One of those qualified women was Heather Wilson, who joined the Air Force at the age of 17. Wilson, whose heritage includes a grandfather who flew for the Royal Air Force in World War I, is an Oxford scholar with a master's degree and doctorate in international relations who served on the National Security Council for three years. As a member of the Defense Advisory Committee on Women in the Services, she was instrumental in helping to repeal a law forbidding women from flying in combat. When her congressional representative fell ill in 1998, she was encouraged to run for his seat. She won, and became the first female veteran elected to a full term in Congress. "I went from being a cabinet secretary with a very nice life in New Mexico in February to a member of Congress in June. It happened very quickly," says Wilson.  

Third-generation military aviator Capt. Katie Higgins, USMC, knew exactly what she wanted to do after graduating from the U.S. Naval Academy in Annapolis, Md., in 2008: fly the C-130 Hercules. After accumulating more than 400 combat hours over Afghanistan and other hot spots in the aircraft, she was approached by a member of the Navy's elite Blue Angels demonstration team who thought she should try out for the unit. With her experience flying the C-130, she was tapped to pilot the team's iconic transport, nicknamed "Fat Albert," becoming the first female Blue Angel in 2015. 

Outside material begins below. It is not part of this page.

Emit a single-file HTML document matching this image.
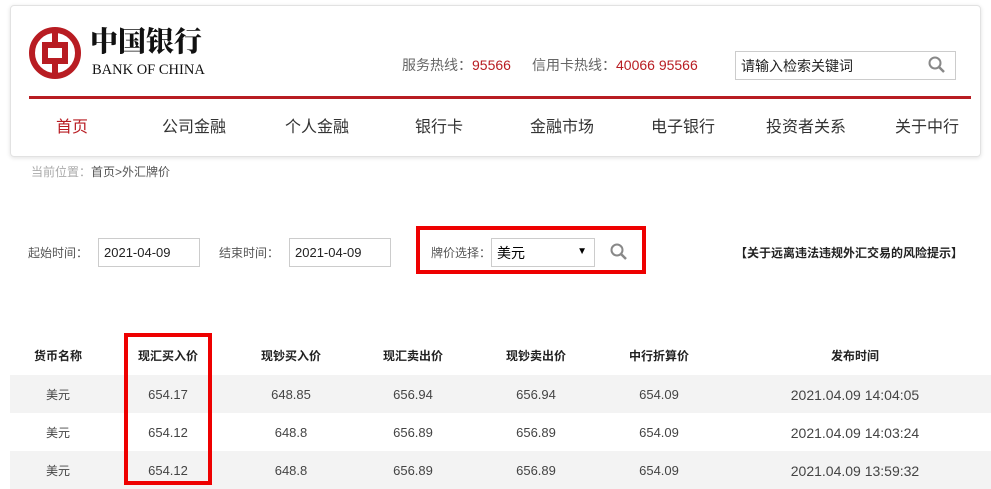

One of the favorite parts of her job is correcting misperceptions. "I've talked to people who had no idea women could be pilots, let alone Blue Angels pilots," says Higgins. "I tell both boys and girls that if this is a job you're interested in, you can do it." 

Above and beyond

Col. Eileen Collins, USAF (Ret), echoes Higgins' message. As a child, Collins used to watch gliders soar over her home in Elmira, N.Y., and dreamed of someday becoming a pilot. In fourth grade, she read an article about Gemini astronauts and became fascinated with the space program. She enlisted in the Air Force and became a C-141 transport pilot, helping rescue American students held hostage in Grenada in 1983. She applied to test pilot school and NASA at the same time and was accepted into the astronaut program in 1990, just after graduating as a test pilot. 

In 1995, she became the first woman to pilot the space shuttle, flying Discovery to the Soviet space station Mir. In 1993, she became the shuttle program's first female commander on a mission to the International Space Station. Now retired, Collins misses her flying days but enjoys inspiring young girls and women who are interested in aviation and space. "I never told anyone I wanted to be an astronaut when I was young," says Collins, "because I was sure they'd tell me I couldn't do it. I want young women to know there are plenty of opportunities out there in the military, aviation, and space."